J’avais quinze ans le 16 juillet 1995 quand Jacques Chirac, en prononçant ces mots, a fait de ce lieu et de cette date, une réparation, un moment de vérité.

Tant d’autres avaient, comme moi, quinze ans en 1995, quand Jacques Chirac a offert à tous les Français le visage d’une France enfin capable de regarder en face cette page de son Histoire.

En rupture avec ses prédécesseurs, il reconnaît officiellement ce que les historiens avaient déjà établi : la participation active de l'administration, de la police et d'une partie de la société française à la Solution finale.

Ce discours de Jacques Chirac n’est un pas un simple acte politique : c’est une décision historique.

Ce n’est pas un discours de repentance : c’est un discours de justice et de vérité.

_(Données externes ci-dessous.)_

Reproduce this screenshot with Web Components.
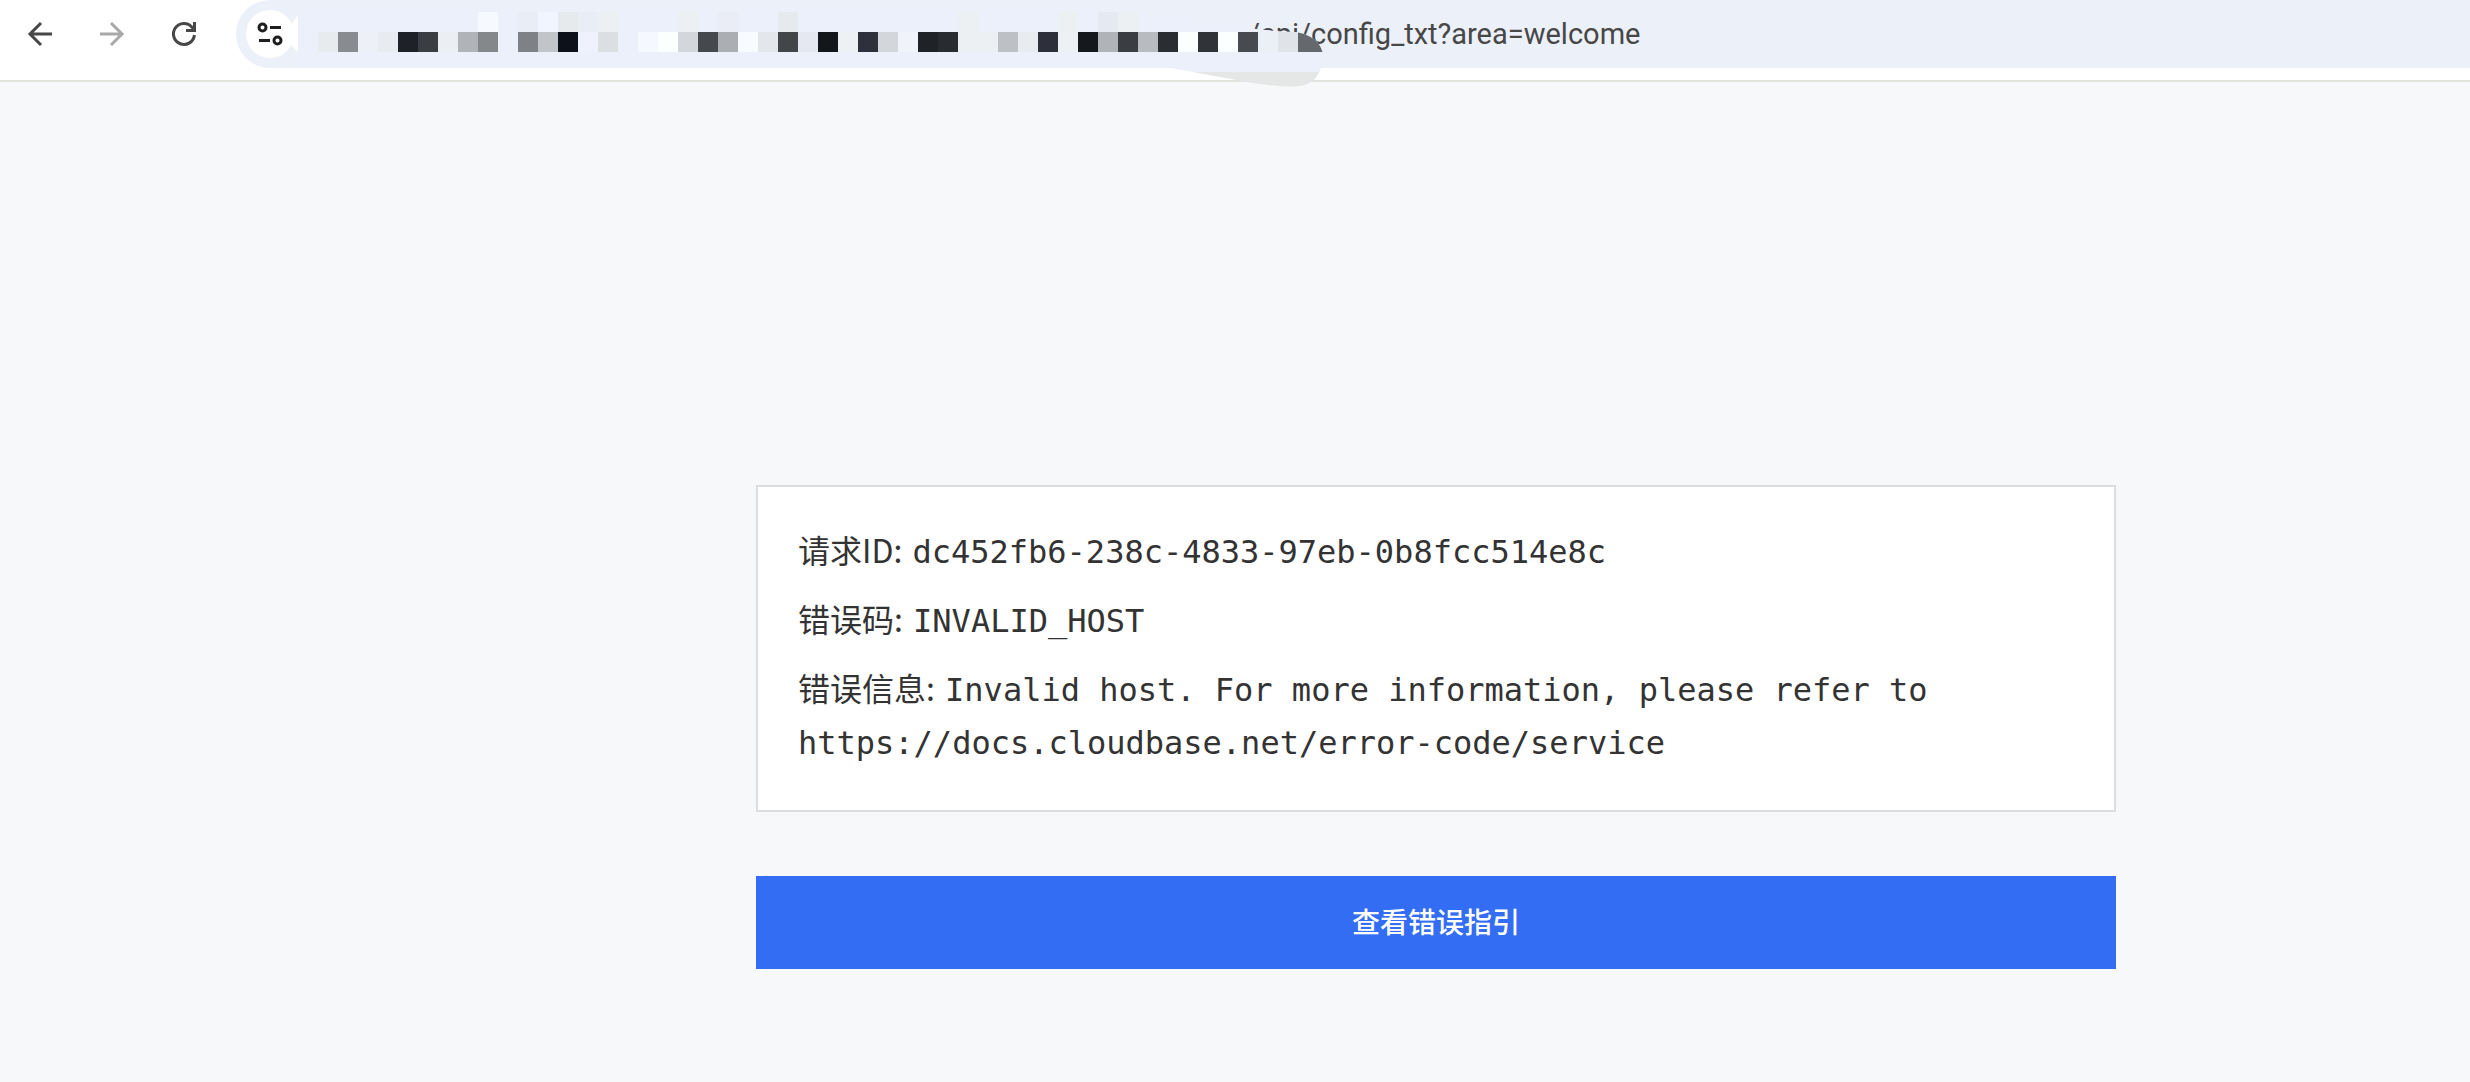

Ce n’est pas un geste tourné seulement vers les Juifs, c’est l’affirmation de la conscience républicaine de tous les Français.

Aujourd’hui, nous sommes tous les héritiers du discours du 16 juillet 1995 : au nom des institutions juives de France, je veux dire devant l’Histoire notre reconnaissance à Jacques Chirac.

Je sais aussi que derrière ce geste, il y avait aussi la mobilisation obstinée de grands militants de la Mémoire : avec vous, je veux saluer en particulier Serge et Beate Klarsfeld, ainsi qu’Henri Hajdenberg, alors président du Crif, et tous ceux qui ont œuvré dans ce combat.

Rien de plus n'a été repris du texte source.